BEGIN Supplied data
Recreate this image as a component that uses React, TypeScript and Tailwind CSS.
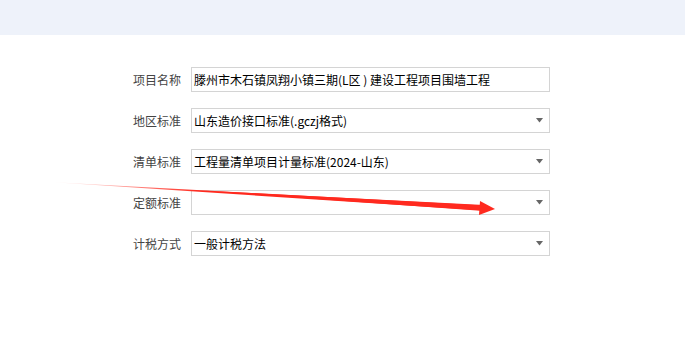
const rows = [
  { label: "项目名称", value: "滕州市木石镇凤翔小镇三期(L区 ) 建设工程项目围墙工程", select: false },
  { label: "地区标准", value: "山东造价接口标准(.gczj格式)", select: true },
  { label: "清单标准", value: "工程量清单项目计量标准(2024-山东)", select: true },
  { label: "定额标准", value: "", select: true },
  { label: "计税方式", value: "一般计税方法", select: true },
];

export default function App() {
  return (
    <div
      className="relative h-[359px] w-[685px] overflow-hidden bg-white"
      style={{ fontFamily: '"Microsoft YaHei", "Noto Sans CJK SC", sans-serif' }}
    >
      <div className="h-[35px] bg-[#eef2fa]" />
      <div className="flex flex-col gap-[16px] pt-[32px]">
        {rows.map((row) => (
          <div key={row.label} className="flex items-center">
            <div className="w-[191px] pr-[10px] text-right text-[12px] text-[#444]">{row.label}</div>
            <div className="flex h-[25px] w-[359px] items-center border border-[#d4d4d4] bg-white pl-[2px] pr-[6px]">
              <span className="flex-1 whitespace-nowrap text-[12px] text-black">{row.value}</span>
              {row.select ? (
                <svg width="7" height="5" viewBox="0 0 7 5">
                  <path d="M0 0 H7 L3.5 4.5 Z" fill="#666" />
                </svg>
              ) : null}
            </div>
          </div>
        ))}
      </div>
      <svg className="pointer-events-none absolute left-0 top-0" width="685" height="359">
        <defs>
          <linearGradient id="fade" x1="50" y1="0" x2="200" y2="0" gradientUnits="userSpaceOnUse">
            <stop offset="0" stopColor="#ff2a1f" stopOpacity="0" />
            <stop offset="1" stopColor="#ff2a1f" stopOpacity="1" />
          </linearGradient>
        </defs>
        <path d="M50 182 L484 205.5 L484 210.5 Z" fill="url(#fade)" />
        <path d="M200 190.5 L484 205 L484 211 Z" fill="#ff2a1f" />
        <path d="M480 201 L495 209 L479 215 Z" fill="#ff2a1f" />
      </svg>
    </div>
  );
}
END Supplied data
## Prompt:
Copy the whole listing above word for word but do not carry over the pictures.

## Solution to this task:
Recreate this image as a component that uses React, TypeScript and Tailwind CSS.
const rows = [
  { label: "项目名称", value: "滕州市木石镇凤翔小镇三期(L区 ) 建设工程项目围墙工程", select: false },
  { label: "地区标准", value: "山东造价接口标准(.gczj格式)", select: true },
  { label: "清单标准", value: "工程量清单项目计量标准(2024-山东)", select: true },
  { label: "定额标准", value: "", select: true },
  { label: "计税方式", value: "一般计税方法", select: true },
];

export default function App() {
  return (
    <div
      className="relative h-[359px] w-[685px] overflow-hidden bg-white"
      style={{ fontFamily: '"Microsoft YaHei", "Noto Sans CJK SC", sans-serif' }}
    >
      <div className="h-[35px] bg-[#eef2fa]" />
      <div className="flex flex-col gap-[16px] pt-[32px]">
        {rows.map((row) => (
          <div key={row.label} className="flex items-center">
            <div className="w-[191px] pr-[10px] text-right text-[12px] text-[#444]">{row.label}</div>
            <div className="flex h-[25px] w-[359px] items-center border border-[#d4d4d4] bg-white pl-[2px] pr-[6px]">
              <span className="flex-1 whitespace-nowrap text-[12px] text-black">{row.value}</span>
              {row.select ? (
                <svg width="7" height="5" viewBox="0 0 7 5">
                  <path d="M0 0 H7 L3.5 4.5 Z" fill="#666" />
                </svg>
              ) : null}
            </div>
          </div>
        ))}
      </div>
      <svg className="pointer-events-none absolute left-0 top-0" width="685" height="359">
        <defs>
          <linearGradient id="fade" x1="50" y1="0" x2="200" y2="0" gradientUnits="userSpaceOnUse">
            <stop offset="0" stopColor="#ff2a1f" stopOpacity="0" />
            <stop offset="1" stopColor="#ff2a1f" stopOpacity="1" />
          </linearGradient>
        </defs>
        <path d="M50 182 L484 205.5 L484 210.5 Z" fill="url(#fade)" />
        <path d="M200 190.5 L484 205 L484 211 Z" fill="#ff2a1f" />
        <path d="M480 201 L495 209 L479 215 Z" fill="#ff2a1f" />
      </svg>
    </div>
  );
}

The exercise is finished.